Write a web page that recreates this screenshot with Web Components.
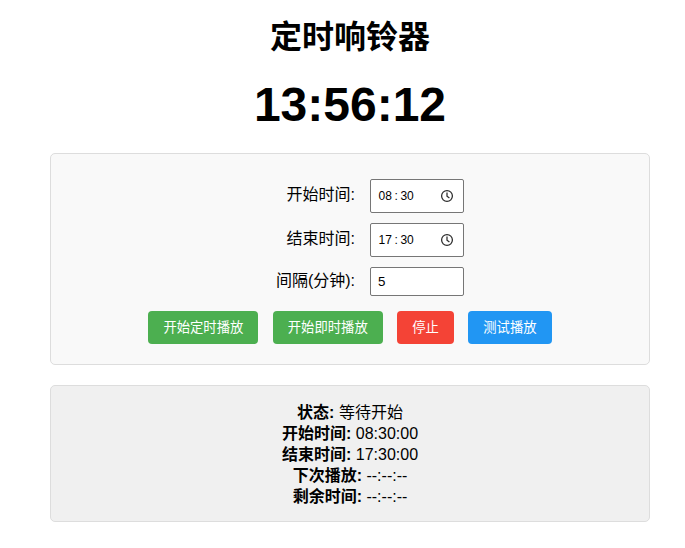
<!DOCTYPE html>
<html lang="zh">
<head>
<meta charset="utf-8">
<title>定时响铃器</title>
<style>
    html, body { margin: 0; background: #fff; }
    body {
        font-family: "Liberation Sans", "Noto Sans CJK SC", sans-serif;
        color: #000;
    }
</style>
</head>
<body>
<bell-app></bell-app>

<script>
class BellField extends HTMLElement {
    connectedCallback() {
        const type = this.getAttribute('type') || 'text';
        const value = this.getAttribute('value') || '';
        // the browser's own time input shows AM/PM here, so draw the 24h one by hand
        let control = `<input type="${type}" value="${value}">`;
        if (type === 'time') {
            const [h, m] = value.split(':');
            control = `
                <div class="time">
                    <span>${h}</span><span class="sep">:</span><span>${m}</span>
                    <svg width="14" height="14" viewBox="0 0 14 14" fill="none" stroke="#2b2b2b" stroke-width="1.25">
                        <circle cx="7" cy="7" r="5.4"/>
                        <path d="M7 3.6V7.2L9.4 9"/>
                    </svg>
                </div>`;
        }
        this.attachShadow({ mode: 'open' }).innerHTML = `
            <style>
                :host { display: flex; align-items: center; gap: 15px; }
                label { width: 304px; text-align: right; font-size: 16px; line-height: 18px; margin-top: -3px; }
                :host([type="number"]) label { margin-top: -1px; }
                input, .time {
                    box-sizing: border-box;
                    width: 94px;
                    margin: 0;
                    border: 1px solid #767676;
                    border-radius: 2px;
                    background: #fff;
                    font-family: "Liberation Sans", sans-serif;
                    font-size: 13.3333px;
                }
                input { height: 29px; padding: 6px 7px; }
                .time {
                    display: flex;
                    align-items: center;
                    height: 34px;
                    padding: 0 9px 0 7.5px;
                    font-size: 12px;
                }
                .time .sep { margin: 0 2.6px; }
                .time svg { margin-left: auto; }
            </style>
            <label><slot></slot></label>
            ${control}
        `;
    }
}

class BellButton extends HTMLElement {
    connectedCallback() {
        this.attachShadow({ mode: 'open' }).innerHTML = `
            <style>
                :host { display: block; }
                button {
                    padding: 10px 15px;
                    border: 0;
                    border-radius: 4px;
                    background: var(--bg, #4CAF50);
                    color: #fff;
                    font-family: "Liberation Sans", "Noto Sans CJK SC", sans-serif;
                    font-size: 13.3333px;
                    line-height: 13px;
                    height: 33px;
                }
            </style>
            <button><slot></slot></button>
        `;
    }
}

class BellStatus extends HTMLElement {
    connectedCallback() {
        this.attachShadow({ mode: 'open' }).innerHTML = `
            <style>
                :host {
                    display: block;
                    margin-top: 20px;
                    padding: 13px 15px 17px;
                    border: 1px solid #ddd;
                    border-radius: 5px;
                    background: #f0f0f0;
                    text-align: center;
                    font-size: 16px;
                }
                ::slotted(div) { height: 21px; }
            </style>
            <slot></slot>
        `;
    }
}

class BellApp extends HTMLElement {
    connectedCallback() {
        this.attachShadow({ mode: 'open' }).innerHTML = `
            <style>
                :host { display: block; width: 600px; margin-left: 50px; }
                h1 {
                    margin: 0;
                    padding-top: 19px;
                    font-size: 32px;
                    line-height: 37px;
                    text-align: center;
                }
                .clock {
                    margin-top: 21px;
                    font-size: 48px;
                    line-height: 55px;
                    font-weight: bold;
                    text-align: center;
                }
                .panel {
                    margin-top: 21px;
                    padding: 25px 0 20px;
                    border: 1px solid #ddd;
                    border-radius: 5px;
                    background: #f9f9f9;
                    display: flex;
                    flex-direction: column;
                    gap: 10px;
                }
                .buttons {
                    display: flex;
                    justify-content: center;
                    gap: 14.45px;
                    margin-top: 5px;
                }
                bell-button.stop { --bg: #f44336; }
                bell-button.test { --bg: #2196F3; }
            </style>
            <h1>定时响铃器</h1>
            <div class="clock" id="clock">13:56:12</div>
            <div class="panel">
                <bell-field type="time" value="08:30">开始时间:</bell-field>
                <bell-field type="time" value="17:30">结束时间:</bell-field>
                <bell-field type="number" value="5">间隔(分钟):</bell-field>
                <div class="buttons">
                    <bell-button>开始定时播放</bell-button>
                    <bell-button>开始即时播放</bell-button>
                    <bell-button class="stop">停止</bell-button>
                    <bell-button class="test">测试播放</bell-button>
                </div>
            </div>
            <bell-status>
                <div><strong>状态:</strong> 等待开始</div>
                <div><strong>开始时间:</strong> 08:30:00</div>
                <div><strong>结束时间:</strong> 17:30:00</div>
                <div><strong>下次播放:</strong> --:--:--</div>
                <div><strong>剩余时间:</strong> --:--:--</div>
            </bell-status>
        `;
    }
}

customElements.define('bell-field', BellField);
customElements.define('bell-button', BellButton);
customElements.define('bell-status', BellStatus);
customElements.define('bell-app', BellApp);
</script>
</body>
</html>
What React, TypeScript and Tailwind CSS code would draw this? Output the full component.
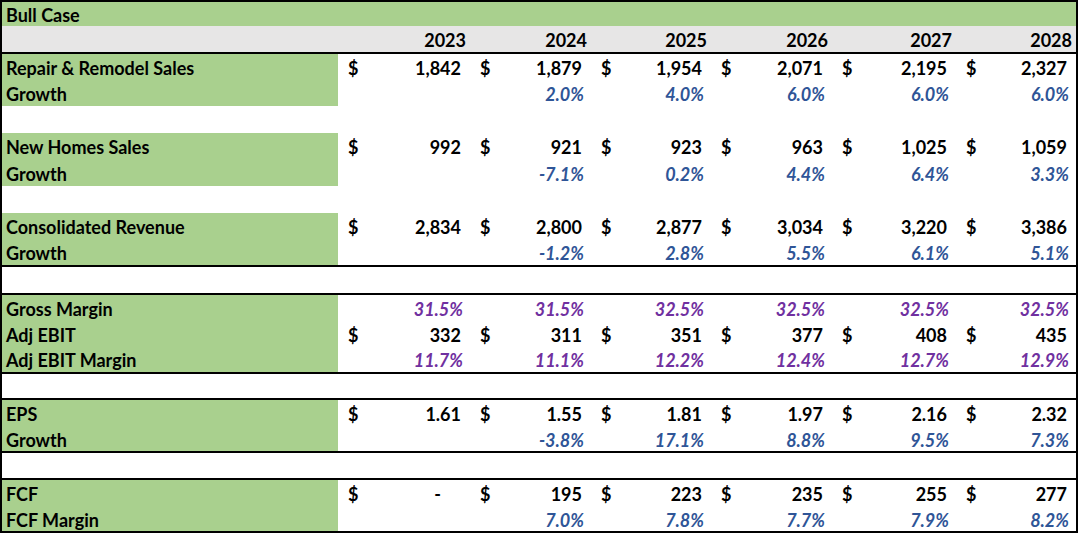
- - - - -
• [What the task requires] Transcribe the records above exactly, leaving out every picture.

• [Output for this task]
Write a web page that recreates this screenshot with Web Components.
<!DOCTYPE html>
<html lang="zh">
<head>
<meta charset="utf-8">
<title>定时响铃器</title>
<style>
    html, body { margin: 0; background: #fff; }
    body {
        font-family: "Liberation Sans", "Noto Sans CJK SC", sans-serif;
        color: #000;
    }
</style>
</head>
<body>
<bell-app></bell-app>

<script>
class BellField extends HTMLElement {
    connectedCallback() {
        const type = this.getAttribute('type') || 'text';
        const value = this.getAttribute('value') || '';
        // the browser's own time input shows AM/PM here, so draw the 24h one by hand
        let control = `<input type="${type}" value="${value}">`;
        if (type === 'time') {
            const [h, m] = value.split(':');
            control = `
                <div class="time">
                    <span>${h}</span><span class="sep">:</span><span>${m}</span>
                    <svg width="14" height="14" viewBox="0 0 14 14" fill="none" stroke="#2b2b2b" stroke-width="1.25">
                        <circle cx="7" cy="7" r="5.4"/>
                        <path d="M7 3.6V7.2L9.4 9"/>
                    </svg>
                </div>`;
        }
        this.attachShadow({ mode: 'open' }).innerHTML = `
            <style>
                :host { display: flex; align-items: center; gap: 15px; }
                label { width: 304px; text-align: right; font-size: 16px; line-height: 18px; margin-top: -3px; }
                :host([type="number"]) label { margin-top: -1px; }
                input, .time {
                    box-sizing: border-box;
                    width: 94px;
                    margin: 0;
                    border: 1px solid #767676;
                    border-radius: 2px;
                    background: #fff;
                    font-family: "Liberation Sans", sans-serif;
                    font-size: 13.3333px;
                }
                input { height: 29px; padding: 6px 7px; }
                .time {
                    display: flex;
                    align-items: center;
                    height: 34px;
                    padding: 0 9px 0 7.5px;
                    font-size: 12px;
                }
                .time .sep { margin: 0 2.6px; }
                .time svg { margin-left: auto; }
            </style>
            <label><slot></slot></label>
            ${control}
        `;
    }
}

class BellButton extends HTMLElement {
    connectedCallback() {
        this.attachShadow({ mode: 'open' }).innerHTML = `
            <style>
                :host { display: block; }
                button {
                    padding: 10px 15px;
                    border: 0;
                    border-radius: 4px;
                    background: var(--bg, #4CAF50);
                    color: #fff;
                    font-family: "Liberation Sans", "Noto Sans CJK SC", sans-serif;
                    font-size: 13.3333px;
                    line-height: 13px;
                    height: 33px;
                }
            </style>
            <button><slot></slot></button>
        `;
    }
}

class BellStatus extends HTMLElement {
    connectedCallback() {
        this.attachShadow({ mode: 'open' }).innerHTML = `
            <style>
                :host {
                    display: block;
                    margin-top: 20px;
                    padding: 13px 15px 17px;
                    border: 1px solid #ddd;
                    border-radius: 5px;
                    background: #f0f0f0;
                    text-align: center;
                    font-size: 16px;
                }
                ::slotted(div) { height: 21px; }
            </style>
            <slot></slot>
        `;
    }
}

class BellApp extends HTMLElement {
    connectedCallback() {
        this.attachShadow({ mode: 'open' }).innerHTML = `
            <style>
                :host { display: block; width: 600px; margin-left: 50px; }
                h1 {
                    margin: 0;
                    padding-top: 19px;
                    font-size: 32px;
                    line-height: 37px;
                    text-align: center;
                }
                .clock {
                    margin-top: 21px;
                    font-size: 48px;
                    line-height: 55px;
                    font-weight: bold;
                    text-align: center;
                }
                .panel {
                    margin-top: 21px;
                    padding: 25px 0 20px;
                    border: 1px solid #ddd;
                    border-radius: 5px;
                    background: #f9f9f9;
                    display: flex;
                    flex-direction: column;
                    gap: 10px;
                }
                .buttons {
                    display: flex;
                    justify-content: center;
                    gap: 14.45px;
                    margin-top: 5px;
                }
                bell-button.stop { --bg: #f44336; }
                bell-button.test { --bg: #2196F3; }
            </style>
            <h1>定时响铃器</h1>
            <div class="clock" id="clock">13:56:12</div>
            <div class="panel">
                <bell-field type="time" value="08:30">开始时间:</bell-field>
                <bell-field type="time" value="17:30">结束时间:</bell-field>
                <bell-field type="number" value="5">间隔(分钟):</bell-field>
                <div class="buttons">
                    <bell-button>开始定时播放</bell-button>
                    <bell-button>开始即时播放</bell-button>
                    <bell-button class="stop">停止</bell-button>
                    <bell-button class="test">测试播放</bell-button>
                </div>
            </div>
            <bell-status>
                <div><strong>状态:</strong> 等待开始</div>
                <div><strong>开始时间:</strong> 08:30:00</div>
                <div><strong>结束时间:</strong> 17:30:00</div>
                <div><strong>下次播放:</strong> --:--:--</div>
                <div><strong>剩余时间:</strong> --:--:--</div>
            </bell-status>
        `;
    }
}

customElements.define('bell-field', BellField);
customElements.define('bell-button', BellButton);
customElements.define('bell-status', BellStatus);
customElements.define('bell-app', BellApp);
</script>
</body>
</html>
What React, TypeScript and Tailwind CSS code would draw this? Output the full component.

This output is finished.